WHAT IS REQUIRED |
Copy all lines in which the word "screenshot" can be found.

Records with interface code
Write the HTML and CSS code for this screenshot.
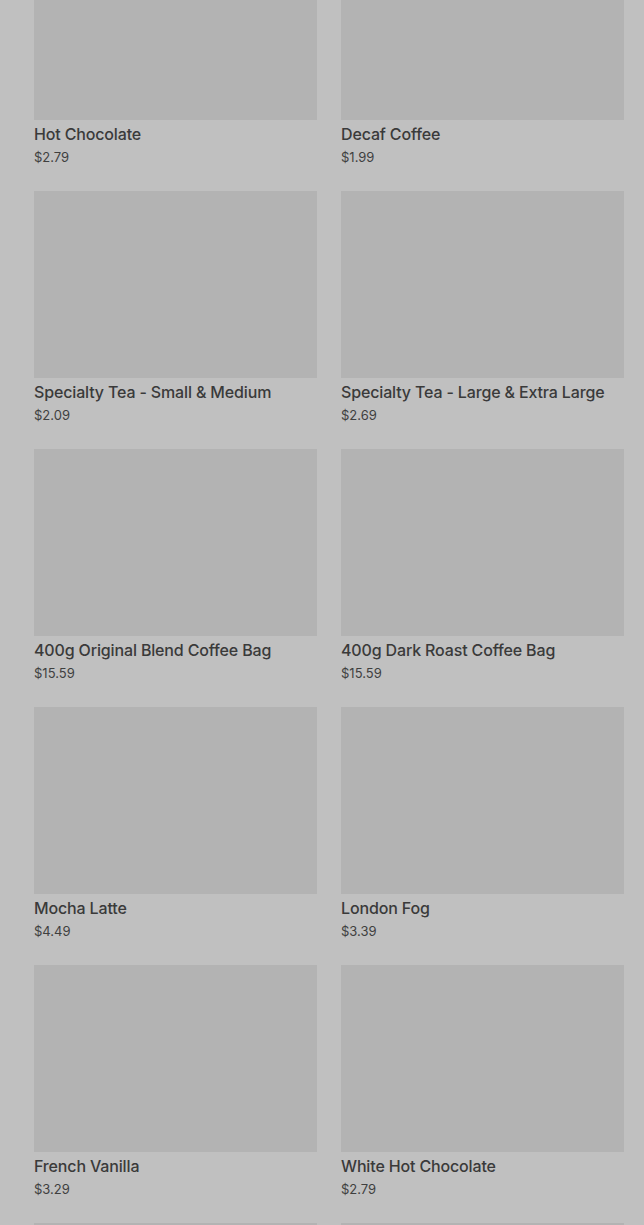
FILE: index.html
```html
<!DOCTYPE html>
<html>
<head>
<meta charset="utf-8">
<link rel="stylesheet" href="styles.css">
</head>
<body>
<div class="grid">
  <div class="card"><div class="img"></div><div class="title">Hot Chocolate</div><div class="price">$2.79</div></div>
  <div class="card"><div class="img"></div><div class="title">Decaf Coffee</div><div class="price">$1.99</div></div>
  <div class="card"><div class="img"></div><div class="title">Specialty Tea - Small &amp; Medium</div><div class="price">$2.09</div></div>
  <div class="card"><div class="img"></div><div class="title">Specialty Tea - Large &amp; Extra Large</div><div class="price">$2.69</div></div>
  <div class="card"><div class="img"></div><div class="title">400g Original Blend Coffee Bag</div><div class="price">$15.59</div></div>
  <div class="card"><div class="img"></div><div class="title">400g Dark Roast Coffee Bag</div><div class="price">$15.59</div></div>
  <div class="card"><div class="img"></div><div class="title">Mocha Latte</div><div class="price">$4.49</div></div>
  <div class="card"><div class="img"></div><div class="title">London Fog</div><div class="price">$3.39</div></div>
  <div class="card"><div class="img"></div><div class="title">French Vanilla</div><div class="price">$3.29</div></div>
  <div class="card"><div class="img"></div><div class="title">White Hot Chocolate</div><div class="price">$2.79</div></div>
  <div class="card"><div class="img"></div><div class="title">&nbsp;</div><div class="price">&nbsp;</div></div>
  <div class="card"><div class="img"></div><div class="title">&nbsp;</div><div class="price">&nbsp;</div></div>
</div>
</body>
</html>
```
FILE: styles.css
```css
html, body {
  margin: 0;
  padding: 0;
  background: #c0c0c0;
  overflow: hidden;
  height: 1225px;
}
.grid {
  display: grid;
  grid-template-columns: 283px 283px;
  column-gap: 24px;
  row-gap: 0;
  padding: 0 20px 0 34px;
  margin-top: -67px;
  font-family: Inter, "Liberation Sans", sans-serif;
  color: #3a3a3a;
}
.card {
  height: 258px;
}
.img {
  height: 187px;
  background: #b3b3b3;
}
.title {
  margin-top: 3px;
  font-size: 16px;
  line-height: 22px;
  font-weight: 500;
  letter-spacing: -0.15px;
  white-space: nowrap;
}
.price {
  margin-top: 3px;
  font-size: 13px;
  line-height: 18px;
  color: #3f3f3f;
}
```
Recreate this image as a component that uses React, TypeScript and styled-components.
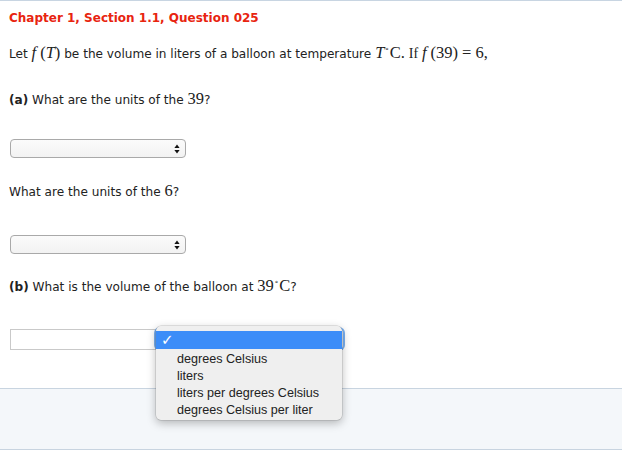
import React from "react";
import styled, { createGlobalStyle } from "styled-components";

const Global = createGlobalStyle`
  html, body { margin: 0; padding: 0; background: #ffffff; }
  body { font-family: "DejaVu Sans", Verdana, sans-serif; color: #222; }
`;

const Page = styled.div`
  border-top: 1px solid #c8d5e2;
  display: flex;
  flex-direction: column;
`;

const Content = styled.div`
  padding: 0 9px;
  display: flex;
  flex-direction: column;
`;

const Heading = styled.h1`
  margin: 9px 0 0;
  font-size: 12px;
  line-height: 16px;
  font-weight: bold;
  color: #e8240f;
`;

const Text = styled.p<{ $mt: number }>`
  margin: ${(p) => p.$mt}px 0 0;
  height: 18px;
  font-size: 12.1px;
  line-height: 18px;
  color: #222;
  white-space: nowrap;
`;

const Math = styled.span<{ $italic?: boolean }>`
  font-family: "Liberation Serif", "Times New Roman", serif;
  font-size: 16.5px;
  line-height: 1;
  font-style: ${(p) => (p.$italic ? "italic" : "normal")};
`;

const Rel = styled.span`
  padding: 0 4px;
`;

const Gap = styled.span`
  display: inline-block;
  width: 4px;
`;

const Small = styled.span`
  font-family: "Liberation Serif", "Times New Roman", serif;
  font-size: 14px;
  line-height: 1;
`;

const Deg = styled.span`
  font-family: "DejaVu Sans", sans-serif;
  font-size: 7px;
  vertical-align: 5px;
  line-height: 0;
  padding: 0 1px 0 1px;
`;

const Select = styled.div<{ $mt: number }>`
  margin: ${(p) => p.$mt}px 0 0 1px;
  width: 176px;
  height: 19px;
  box-sizing: border-box;
  border: 1px solid #a9a9a9;
  border-radius: 4px;
  background: linear-gradient(#fbfbfb, #f2f2f2);
  display: flex;
  align-items: center;
  justify-content: flex-end;
  padding-right: 5px;
`;

const AnswerRow = styled.div`
  position: relative;
  margin: 33px 0 0 1px;
  display: flex;
  height: 21px;
`;

const Input = styled.div`
  width: 146px;
  height: 21px;
  box-sizing: border-box;
  border: 1px solid #c9c9c9;
  background: #fff;
`;

const HiddenSelect = styled.div`
  width: 187px;
  height: 20px;
  box-sizing: border-box;
  border-radius: 4px;
  box-shadow: 0 0 0 2px #7ab0f0;
  background: #f2f2f2;
`;

const Popup = styled.div`
  position: absolute;
  left: 146px;
  top: -3px;
  width: 186px;
  height: 94px;
  box-sizing: border-box;
  padding-top: 5px;
  background: #efefef;
  border-radius: 5px;
  box-shadow: 0 0 0 0.5px rgba(0, 0, 0, 0.18), 0 3px 10px rgba(0, 0, 0, 0.28);
  font-family: "Liberation Sans", Arial, sans-serif;
  font-size: 12.6px;
  color: #222;
  display: flex;
  flex-direction: column;
`;

const Option = styled.div<{ $active?: boolean }>`
  height: ${(p) => (p.$active ? 18 : 17)}px;
  line-height: ${(p) => (p.$active ? 18 : 17)}px;
  padding-left: 21px;
  margin-bottom: ${(p) => (p.$active ? 2 : 0)}px;
  background: ${(p) => (p.$active ? "#3c8df8" : "transparent")};
  color: ${(p) => (p.$active ? "#fff" : "#222")};
  position: relative;
  white-space: nowrap;
`;

const Check = styled.span`
  position: absolute;
  left: 5px;
  top: 0;
  font-family: "DejaVu Sans", sans-serif;
  font-size: 15px;
  font-weight: bold;
  color: #fff;
`;

const Footer = styled.div`
  margin-top: 38px;
  height: 62px;
  box-sizing: border-box;
  border-top: 1px solid #c8d4e0;
  border-bottom: 1px solid #c8d4e0;
  background: #f4f7fa;
`;

const Arrows = () => (
  <svg width="6" height="10" viewBox="0 0 6 10">
    <path d="M3 0.5 L5.6 4 L0.4 4 Z" fill="#111" />
    <path d="M3 9.5 L5.6 6 L0.4 6 Z" fill="#111" />
  </svg>
);

export default function App() {
  return (
    <>
      <Global />
      <Page>
        <Content>
          <Heading>Chapter 1, Section 1.1, Question 025</Heading>
          <Text $mt={19}>
            Let <Math $italic>f</Math>
            <Gap />
            <Math>(</Math>
            <Math $italic>T</Math>
            <Math>)</Math> be the volume in liters of a balloon at temperature{" "}
            <Math $italic>T</Math>
            <Deg>°</Deg>
            <Math>C.</Math> <Small>If</Small> <Math $italic>f</Math>
            <Gap />
            <Math>(39)</Math>
            <Math>
              <Rel>=</Rel>6,
            </Math>
          </Text>
          <Text $mt={28}>
            <b>(a)</b> What are the units of the <Math>39</Math>?
          </Text>
          <Select $mt={30}>
            <Arrows />
          </Select>
          <Text $mt={25}>
            What are the units of the <Math>6</Math>?
          </Text>
          <Select $mt={34}>
            <Arrows />
          </Select>
          <Text $mt={24}>
            <b>(b)</b> What is the volume of the balloon at <Math>39</Math>
            <Deg>°</Deg>
            <Math>C</Math>?
          </Text>
          <AnswerRow>
            <Input />
            <HiddenSelect />
            <Popup>
              <Option $active>
                <Check>✓</Check>
              </Option>
              <Option>degrees Celsius</Option>
              <Option>liters</Option>
              <Option>liters per degrees Celsius</Option>
              <Option>degrees Celsius per liter</Option>
            </Popup>
          </AnswerRow>
        </Content>
        <Footer />
      </Page>
    </>
  );
}
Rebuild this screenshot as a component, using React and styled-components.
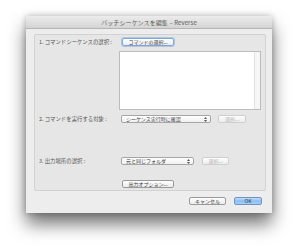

WRITTEN REPLY |
Write the HTML and CSS code for this screenshot.
Rebuild this screenshot as a component, using React and styled-components.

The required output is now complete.